Developed countries to be 'urged' to contribute to fund to fight impacts of climate change

An agreement on a new ‘loss and damage fund’ was reached this weekend, but developing countries had to make concessions for a deal to be reached.

NATIONS HAVE AGREED that developed countries will be “urged” to contribute to a fund for climate-induced losses and damages after developing countries made concessions to try to make a deal possible.

The 28th annual United Nations conference on climate change, known as COP28, is taking place in Dubai at the end of the month.

Two of the major issues will be whether nations will agree to a major shift away from fossil fuels and on how to provide supports to vulnerable countries already suffering from the impacts of the climate crisis (a measure referred to as ‘loss and damage’).

At COP27 last year, countries agreed to set up a dedicated fund for loss and damage supports but left much of the detail, including where the money would come from and how it would be administered, still to be decided.

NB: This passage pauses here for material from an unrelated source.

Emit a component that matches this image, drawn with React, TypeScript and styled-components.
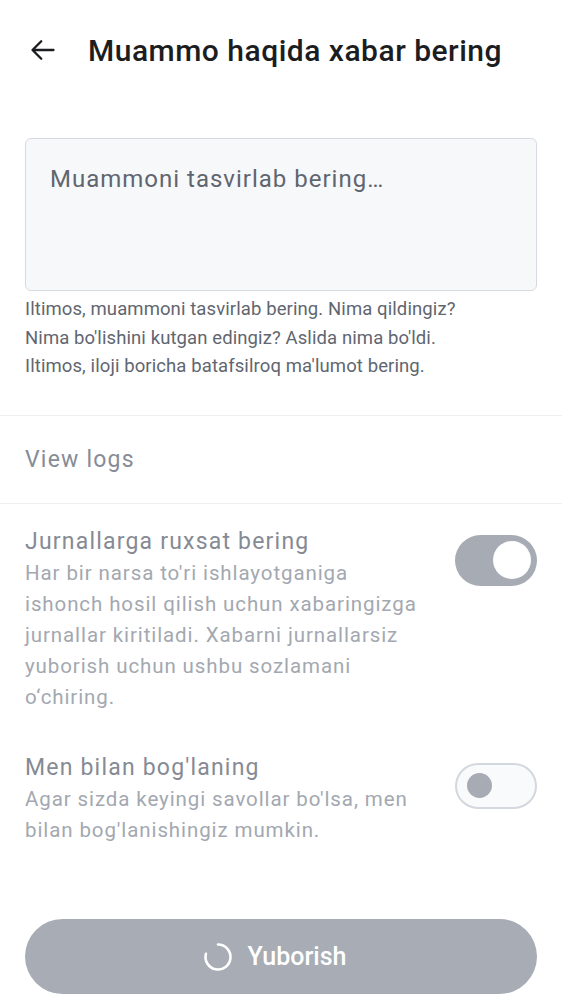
import styled, { createGlobalStyle } from "styled-components"

const GlobalStyle = createGlobalStyle`
  body {
    margin: 0;
    background: #ffffff;
    font-family: Roboto, "Noto Sans", sans-serif;
  }
`

const Page = styled.div`
  width: 562px;
  min-height: 1000px;
  display: flex;
  flex-direction: column;
  background: #fff;
`

const Header = styled.header`
  display: flex;
  align-items: center;
  height: 100px;
  padding: 0 29px;
  gap: 31px;
`

const BackButton = styled.button`
  display: flex;
  align-items: center;
  justify-content: center;
  padding: 0;
  border: none;
  background: none;
  color: #1c1d21;
`

const Title = styled.h1`
  margin: 0;
  font-size: 30px;
  font-weight: 500;
  letter-spacing: 0.5px;
  color: #1c1d21;
`

const Section = styled.section`
  padding: 38px 25px 0;
`

const TextArea = styled.textarea`
  display: block;
  width: 100%;
  height: 153px;
  box-sizing: border-box;
  padding: 26px 24px;
  border: 1.5px solid #d6dae0;
  border-radius: 6px;
  background: #f7f8fa;
  font-family: Roboto, sans-serif;
  font-size: 24px;
  letter-spacing: 1px;
  color: #1c1d21;
  resize: none;
  outline: none;

  &::placeholder {
    color: #5f6670;
  }
`

const HelpText = styled.p`
  margin: 4px 0 0;
  font-size: 18.5px;
  line-height: 28.5px;
  letter-spacing: 0.1px;
  color: #5f6670;
`

const LinkRow = styled.div`
  margin-top: 34px;
  display: flex;
  align-items: center;
  height: 87px;
  padding: 0 25px;
  border-top: 1px solid #eceef1;
  border-bottom: 1px solid #eceef1;
  font-size: 23px;
  letter-spacing: 1.2px;
  color: #868c96;
`

const Options = styled.div`
  display: flex;
  flex-direction: column;
  gap: 39px;
  padding: 22px 25px 0;
`

const OptionRow = styled.div`
  display: flex;
  align-items: flex-start;
  justify-content: space-between;
`

const OptionText = styled.div`
  width: 400px;
`

const OptionTitle = styled.div`
  font-size: 23px;
  line-height: 32px;
  letter-spacing: 1.2px;
  color: #858a94;
`

const OptionDesc = styled.div`
  font-size: 20.5px;
  line-height: 31px;
  letter-spacing: 0.9px;
  color: #a3a8b0;
`

const Toggle = styled.div<{ $on: boolean }>`
  flex: none;
  margin-top: ${(p) => (p.$on ? "9px" : "11px")};
  width: 82px;
  height: ${(p) => (p.$on ? "51px" : "46px")};
  box-sizing: border-box;
  border-radius: 26px;
  display: flex;
  align-items: center;
  justify-content: ${(p) => (p.$on ? "flex-end" : "flex-start")};
  padding: ${(p) => (p.$on ? "0 6px" : "0 10px")};
  background: ${(p) => (p.$on ? "#a6abb4" : "#f9fafb")};
  border: ${(p) => (p.$on ? "none" : "2.5px solid #d3d8de")};
`

const Knob = styled.span<{ $on: boolean }>`
  display: block;
  width: ${(p) => (p.$on ? "38px" : "25px")};
  height: ${(p) => (p.$on ? "38px" : "25px")};
  border-radius: 50%;
  background: ${(p) => (p.$on ? "#ffffff" : "#a6abb4")};
`

const Footer = styled.div`
  margin-top: auto;
  padding: 0 25px 6px;
`

const SubmitButton = styled.button`
  width: 100%;
  height: 75px;
  border: none;
  border-radius: 38px;
  background: #a7acb5;
  display: flex;
  align-items: center;
  justify-content: center;
  gap: 14px;
  padding: 0 14px 0 0;
  font-family: Roboto, sans-serif;
  font-size: 25px;
  font-weight: 500;
  color: #ffffff;
`

function ArrowBack() {
  return (
    <svg width="28" height="28" viewBox="0 0 24 24" fill="none">
      <path
        d="M21 12H3.5M10.5 4.5L3 12l7.5 7.5"
        stroke="currentColor"
        strokeWidth="2"
        strokeLinecap="round"
        strokeLinejoin="round"
      />
    </svg>
  )
}

function Spinner() {
  return (
    <svg width="32" height="32" viewBox="0 0 32 32" fill="none">
      <path
        d="M16 3.5A12.5 12.5 0 1 1 3.93 12.76"
        stroke="#ffffff"
        strokeWidth="2.6"
        strokeLinecap="round"
      />
    </svg>
  )
}

const options = [
  {
    title: "Jurnallarga ruxsat bering",
    desc: "Har bir narsa to'ri ishlayotganiga ishonch hosil qilish uchun xabaringizga jurnallar kiritiladi. Xabarni jurnallarsiz yuborish uchun ushbu sozlamani o‘chiring.",
    on: true
  },
  {
    title: "Men bilan bog'laning",
    desc: "Agar sizda keyingi savollar bo'lsa, men bilan bog'lanishingiz mumkin.",
    on: false
  }
]

export default function App() {
  return (
    <>
      <GlobalStyle />
      <Page>
        <Header>
          <BackButton aria-label="Back">
            <ArrowBack />
          </BackButton>
          <Title>Muammo haqida xabar bering</Title>
        </Header>
        <Section>
          <TextArea placeholder="Muammoni tasvirlab bering…" />
          <HelpText>
            Iltimos, muammoni tasvirlab bering. Nima qildingiz?
            <br />
            Nima bo'lishini kutgan edingiz? Aslida nima bo'ldi.
            <br />
            Iltimos, iloji boricha batafsilroq ma'lumot bering.
          </HelpText>
        </Section>
        <LinkRow>View logs</LinkRow>
        <Options>
          {options.map((o) => (
            <OptionRow key={o.title}>
              <OptionText>
                <OptionTitle>{o.title}</OptionTitle>
                <OptionDesc>{o.desc}</OptionDesc>
              </OptionText>
              <Toggle $on={o.on}>
                <Knob $on={o.on} />
              </Toggle>
            </OptionRow>
          ))}
        </Options>
        <Footer>
          <SubmitButton>
            <Spinner />
            Yuborish
          </SubmitButton>
        </Footer>
      </Page>
    </>
  )
}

Ireland, represented by Minister for Climate Eamon Ryan, has shared a seat with Germany on the Transitional Committee that was tasked with figuring out the details of the fund.

After several rounds of talks, an agreement was struck over the weekend that will be sent forward to COP28 to be discussed and signed off. 

The agreement sets out that the fund should be launched in 2024 and requires that developing countries have a seat on the board that oversees it.

Loss and damage only made it onto a COP agenda for the first time last year, and so it was with a sigh of relief for many negotiators that an agreement was reached on the fund this weekend, but developing countries and climate justice activists say it still leaves much to be desired.

For one, the fund will be administered by the World Bank for at least four years, something that developing countries strongly did not want. The Alliance of Small Island States (AOSIS) has previously described the World Bank as “not fit for purpose for broader development issues”.

Additionally, the agreement has not firmed up exactly how much money the fund will collect and developed countries are “urged”, but not required, to contribute.

A lack of references to climate justice or human rights also came as a disappointment.

In a statement, Minister Ryan said he is “glad that a text has been agreed on a loss and damage fund”.

“It is a significant achievement. To get to this point, there was compromise. The text is not perfect but what’s important now is that it can be signed off on at COP28 and we can begin work to set up the fund quickly,” he said.

There is an urgent need to scale up loss and damage funding.

“Ireland, working alongside Germany over the past year on these negotiations, has always kept a clear focus on the needs of the most vulnerable countries, especially the least developed countries and the small island developing states. I’m glad that this focus has been prioritised within this text.”

In 2015, COP21 saw countries settle on the Paris Agreement, which called on the world to try to limit global warming to 1.5 degrees of temperature rise compared to pre-industrial times and not to allow it to surpass 2 degrees.

Global temperatures are expected to exceed those limits unless “deep reductions” are made to greenhouse gas emissions. 

The scale of recent changes to the climate is “unprecedented” over hundreds and thousands of years, according to the Intergovernmental Panel on Climate Change (IPCC), and many parts of the world are already feeling the effects of those changes.